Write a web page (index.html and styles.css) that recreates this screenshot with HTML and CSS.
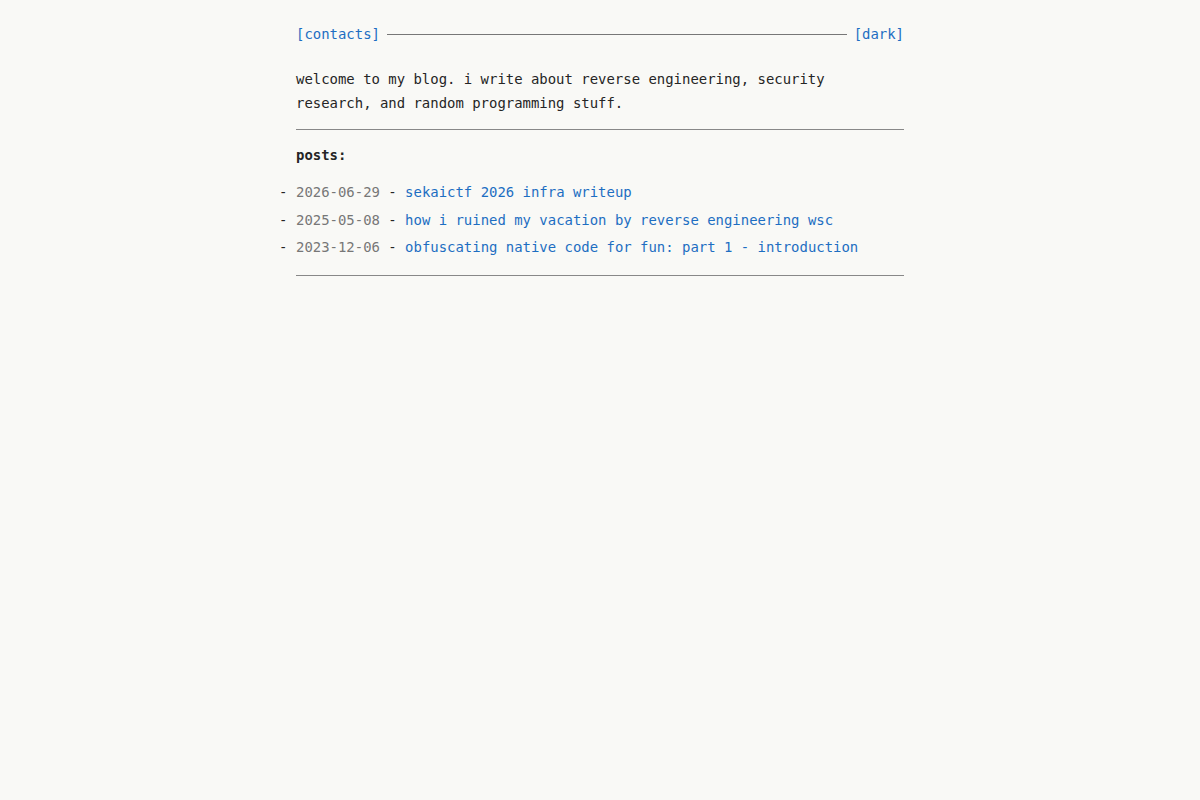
FILE: index.html
```html
<!DOCTYPE html>
<html lang="en">
<head>
<meta charset="utf-8">
<title>blog</title>
<link rel="stylesheet" href="styles.css">
</head>
<body>
<main class="page">
  <nav class="nav">
    <a class="link" href="#">[contacts]</a>
    <span class="nav-rule"></span>
    <a class="link" href="#">[dark]</a>
  </nav>
  <p class="intro">welcome to my blog. i write about reverse engineering, security research, and random programming stuff.</p>
  <hr class="rule">
  <h2 class="heading">posts:</h2>
  <ul class="posts">
    <li class="post"><span class="date">2026-06-29</span> - <a class="link" href="#">sekaictf 2026 infra writeup</a></li>
    <li class="post"><span class="date">2025-05-08</span> - <a class="link" href="#">how i ruined my vacation by reverse engineering wsc</a></li>
    <li class="post"><span class="date">2023-12-06</span> - <a class="link" href="#">obfuscating native code for fun: part 1 - introduction</a></li>
  </ul>
  <hr class="rule">
</main>
</body>
</html>
```
FILE: styles.css
```css
html, body {
  margin: 0;
  padding: 0;
  background: #f9f9f6;
}
body {
  font-family: "DejaVu Sans Mono", "Liberation Mono", monospace;
  font-size: 13.95px;
  line-height: 24px;
  color: #252525;
}
.page {
  width: 608px;
  margin: 0 auto;
  padding-top: 22px;
}
.link {
  color: #1d6ec2;
  text-decoration: none;
}
.nav {
  display: flex;
  align-items: center;
  gap: 7px;
}
.nav-rule {
  flex: 1;
  height: 1px;
  background: #777;
}
.intro {
  margin: 21px 0 14px;
  padding-right: 70px;
}
.rule {
  border: 0;
  height: 1px;
  background: #888;
  margin: 0;
}
.heading {
  font-size: 13.95px;
  font-weight: bold;
  margin: 13px 0 13px;
  line-height: 24px;
}
.posts {
  margin: 0 0 16px;
  padding: 0;
  list-style: none;
}
.post {
  position: relative;
  margin-bottom: 3.5px;
}
.post::before {
  content: "-";
  position: absolute;
  left: -17px;
}
.date {
  color: #777;
}
```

**WHAT IS EXPECTED**
Transcribe the material exactly, keeping every word and none of the pictures.

**SOLUTION BELOW**
Write a web page (index.html and styles.css) that recreates this screenshot with HTML and CSS.
FILE: index.html
```html
<!DOCTYPE html>
<html lang="en">
<head>
<meta charset="utf-8">
<title>blog</title>
<link rel="stylesheet" href="styles.css">
</head>
<body>
<main class="page">
  <nav class="nav">
    <a class="link" href="#">[contacts]</a>
    <span class="nav-rule"></span>
    <a class="link" href="#">[dark]</a>
  </nav>
  <p class="intro">welcome to my blog. i write about reverse engineering, security research, and random programming stuff.</p>
  <hr class="rule">
  <h2 class="heading">posts:</h2>
  <ul class="posts">
    <li class="post"><span class="date">2026-06-29</span> - <a class="link" href="#">sekaictf 2026 infra writeup</a></li>
    <li class="post"><span class="date">2025-05-08</span> - <a class="link" href="#">how i ruined my vacation by reverse engineering wsc</a></li>
    <li class="post"><span class="date">2023-12-06</span> - <a class="link" href="#">obfuscating native code for fun: part 1 - introduction</a></li>
  </ul>
  <hr class="rule">
</main>
</body>
</html>
```
FILE: styles.css
```css
html, body {
  margin: 0;
  padding: 0;
  background: #f9f9f6;
}
body {
  font-family: "DejaVu Sans Mono", "Liberation Mono", monospace;
  font-size: 13.95px;
  line-height: 24px;
  color: #252525;
}
.page {
  width: 608px;
  margin: 0 auto;
  padding-top: 22px;
}
.link {
  color: #1d6ec2;
  text-decoration: none;
}
.nav {
  display: flex;
  align-items: center;
  gap: 7px;
}
.nav-rule {
  flex: 1;
  height: 1px;
  background: #777;
}
.intro {
  margin: 21px 0 14px;
  padding-right: 70px;
}
.rule {
  border: 0;
  height: 1px;
  background: #888;
  margin: 0;
}
.heading {
  font-size: 13.95px;
  font-weight: bold;
  margin: 13px 0 13px;
  line-height: 24px;
}
.posts {
  margin: 0 0 16px;
  padding: 0;
  list-style: none;
}
.post {
  position: relative;
  margin-bottom: 3.5px;
}
.post::before {
  content: "-";
  position: absolute;
  left: -17px;
}
.date {
  color: #777;
}
```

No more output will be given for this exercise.